Monday, 30 September 2013

David Ceri Jones on Early Evangelicalism

David Ceri Jones has written a nice piece on Early Evangelicalism: A Reader over at his blog.

Jones writes:

Jonathan Yeager's, Early Evangelicalism: A Reader (New York: OUP, 2013) is an important volume and will be especially useful for all those who teach university level courses on evangelicalism or the various aspects of the movement which intersect with other areas of historical interest.
Although its not marketed as such, this volume may possibly be seen as a companion to the first two volumes of IVP's five volume 'History of Evangelicalism' series. Where those volumes have presented the narrative story of the origins, growth and development of the global evangelical movement, this volume allows the voices of many of the figures featured in those volumes the opportunity to be heard for themselves.

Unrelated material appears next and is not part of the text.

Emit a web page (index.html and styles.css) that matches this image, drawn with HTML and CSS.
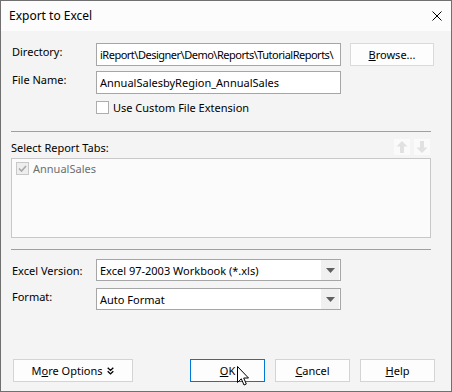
FILE: index.html
```html
<!DOCTYPE html>
<html>
<head>
<meta charset="utf-8">
<title>Export to Excel</title>
<link rel="stylesheet" href="styles.css">
</head>
<body>
<div class="window">
  <div class="titlebar">
    <span class="title">Export to Excel</span>
    <svg class="close" width="10" height="10" viewBox="0 0 10 10"><path d="M0.5 0.5L9.5 9.5M9.5 0.5L0.5 9.5" stroke="#000" stroke-width="1" fill="none"/></svg>
  </div>
  <div class="content">
    <div class="row row-dir">
      <div class="label">Directory:</div>
      <div class="field field-dir">iReport\Designer\Demo\Reports\TutorialReports\</div>
      <div class="btn browse"><u>B</u>rowse...</div>
    </div>
    <div class="row row-file">
      <div class="label">File Name:</div>
      <div class="field">AnnualSalesbyRegion_AnnualSales</div>
    </div>
    <div class="check-row">
      <span class="checkbox"></span>
      <span class="check-text">Use Custom File Extension</span>
    </div>
    <div class="sep sep1"></div>
    <div class="tabs-head">
      <span class="tabs-label">Select Report Tabs:</span>
      <div class="arrows">
        <span class="arrow-btn"><svg width="16" height="16" viewBox="0 0 16 16"><path d="M8 2L13.5 7.5H10V14H6V7.5H2.5Z" fill="#e1e1e1"/></svg></span>
        <span class="arrow-btn"><svg width="16" height="16" viewBox="0 0 16 16"><path d="M8 14L13.5 8.5H10V2H6V8.5H2.5Z" fill="#e1e1e1"/></svg></span>
      </div>
    </div>
    <div class="listbox">
      <div class="list-item">
        <span class="checkbox disabled"><svg width="11" height="11" viewBox="0 0 11 11"><path d="M2 5.5L4.5 8L9 3" stroke="#a9a9a9" stroke-width="1.6" fill="none"/></svg></span>
        <span class="item-text">AnnualSales</span>
      </div>
    </div>
    <div class="sep sep2"></div>
    <div class="row row-ver">
      <div class="label lbl-ver">Excel Version:</div>
      <div class="combo">
        <span class="combo-text">Excel 97-2003 Workbook (*.xls)</span>
        <span class="combo-arrow"><svg width="9" height="5" viewBox="0 0 9 5"><path d="M0 0H9L4.5 5Z" fill="#606060"/></svg></span>
      </div>
    </div>
    <div class="row row-fmt">
      <div class="label">Format:</div>
      <div class="combo">
        <span class="combo-text">Auto Format</span>
        <span class="combo-arrow"><svg width="9" height="5" viewBox="0 0 9 5"><path d="M0 0H9L4.5 5Z" fill="#606060"/></svg></span>
      </div>
    </div>
    <div class="buttons">
      <div class="btn more">M<u>o</u>re Options <svg class="chev" width="7" height="8" viewBox="0 0 7 8"><path d="M0.7 0.8L3.5 3.4L6.3 0.8M0.7 4.3L3.5 6.9L6.3 4.3" stroke="#000" stroke-width="1.4" fill="none"/></svg></div>
      <div class="btn-group">
        <div class="btn dlg ok"><u>O</u>K</div>
        <div class="btn dlg"><u>C</u>ancel</div>
        <div class="btn dlg"><u>H</u>elp</div>
      </div>
    </div>
  </div>
  <svg class="cursor" width="13" height="20" viewBox="0 0 13 20"><path d="M0.5 0.5V16.5L4.3 12.8L7 19L9.3 18L6.7 12H11.5Z" fill="#fff" stroke="#000" stroke-width="1" stroke-linejoin="round"/></svg>
</div>
</body>
</html>
```

FILE: styles.css
```css
html, body {
  margin: 0;
  padding: 0;
  background: #f3f4f3;
}
body {
  font-family: "Noto Sans", "DejaVu Sans", sans-serif;
  font-size: 11px;
  line-height: 15px;
  color: #000;
}
.window {
  position: relative;
  width: 452px;
  height: 392px;
  box-sizing: border-box;
  border: 1px solid #707070;
  background: #f3f4f3;
  display: flex;
  flex-direction: column;
  overflow: hidden;
}
.titlebar {
  height: 30px;
  flex: none;
  background: #fbfcfb;
  display: flex;
  align-items: center;
  justify-content: space-between;
  padding: 0 9px 0 8px;
}
.title {
  font-size: 12px;
  line-height: 16px;
}
.close {
  display: block;
}
.content {
  flex: 1;
  display: flex;
  flex-direction: column;
  padding-left: 10px;
}
.row {
  display: flex;
  align-items: flex-start;
  height: 23px;
}
.row-dir { margin-top: 12px; }
.row-file { margin-top: 5px; }
.label {
  width: 84px;
  padding-left: 1px;
  padding-top: 1px;
  flex: none;
}
.field {
  width: 245px;
  height: 23px;
  box-sizing: border-box;
  border: 1px solid #a6a6a6;
  background: #fff;
  padding: 3px 0 0 3px;
  white-space: nowrap;
  overflow: hidden;
}
.field-dir {
  letter-spacing: -0.5px;
}
.btn {
  box-sizing: border-box;
  height: 23px;
  background: #fdfdfd;
  border: 1px solid #d4d4d4;
  display: flex;
  align-items: center;
  justify-content: center;
}
.browse {
  width: 84px;
  margin-left: 9px;
  border-color: #dadada;
}
.check-row {
  display: flex;
  align-items: center;
  height: 13px;
  margin-top: 7px;
  padding-left: 85px;
}
.checkbox {
  width: 13px;
  height: 13px;
  box-sizing: border-box;
  border: 1px solid #adadad;
  background: #fff;
  flex: none;
  display: flex;
  align-items: center;
  justify-content: center;
}
.checkbox.disabled {
  border-color: #c8c8c8;
  background: #eeeeee;
}
.check-text {
  margin-left: 4px;
}
.sep {
  width: 420px;
  height: 1px;
  background: #a0a0a0;
  flex: none;
}
.sep1 { margin-top: 17px; }
.sep2 { margin-top: 11px; }
.tabs-head {
  margin-top: 7px;
  width: 420px;
  height: 16px;
  display: flex;
  align-items: center;
  justify-content: space-between;
}
.arrows {
  display: flex;
  gap: 4px;
  margin-right: 1px;
}
.arrow-btn {
  width: 16px;
  height: 16px;
  background: #fafafa;
  display: block;
}
.arrow-btn svg { display: block; }
.listbox {
  margin-top: 3px;
  width: 420px;
  height: 80px;
  box-sizing: border-box;
  border: 1px solid #c8c8c8;
  background: #fafbfa;
  padding: 2px 0 0 4px;
}
.list-item {
  display: flex;
  align-items: center;
  height: 15px;
}
.item-text {
  margin-left: 4px;
  color: #6e6e72;
}
.row-ver { margin-top: 9px; height: 22px; }
.row-fmt { margin-top: 7px; height: 22px; }
.lbl-ver { padding-top: 4px; }
.row-fmt .label { padding-top: 1px; }
.combo {
  width: 245px;
  height: 22px;
  box-sizing: border-box;
  border: 1px solid #a6a6a6;
  background: #fff;
  display: flex;
  align-items: center;
  justify-content: space-between;
}
.combo-text {
  padding-left: 3px;
  padding-top: 1px;
}
.combo-arrow {
  width: 18px;
  height: 20px;
  margin-right: 1px;
  background: #f0f0f0;
  display: flex;
  align-items: center;
  justify-content: center;
}
.combo-arrow svg { display: block; }
.buttons {
  margin-top: 49px;
  width: 424px;
  display: flex;
  justify-content: space-between;
}
.more {
  width: 120px;
  margin-left: 2px;
}
.chev {
  margin-left: 5px;
}
.btn-group {
  display: flex;
  gap: 10px;
}
.dlg {
  width: 75px;
}
.ok {
  border-color: #0078d7;
}
.cursor {
  position: absolute;
  left: 236px;
  top: 365px;
}
```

The focus in this volume is therefore the eighteenth-century evangelical movement in the British Isles and America.Yeager has collected 62 short extracts, each three or four pages in length, from well-known and sometimes less well-known, evangelicals. Whitefield, Wesley, Edwards, Hannah More and Wilberforce all figure, but here also are the voices of Howel Harris, William Williams, John Cennick, Anne Steele, Isaac Backus, Phillis Wheatley and many others. Each extract is helpfully contextualised and the volume is prefaced with a short introductory essay, briefly exploring the nature of eighteenth-century evangelical religion.

This is a beautifully presented book, which deserves a wide readership, and which will undoubtedly prove to be invaluable for those of us that try to introduce the study of evangelicalism to slightly nonplused undergraduate students!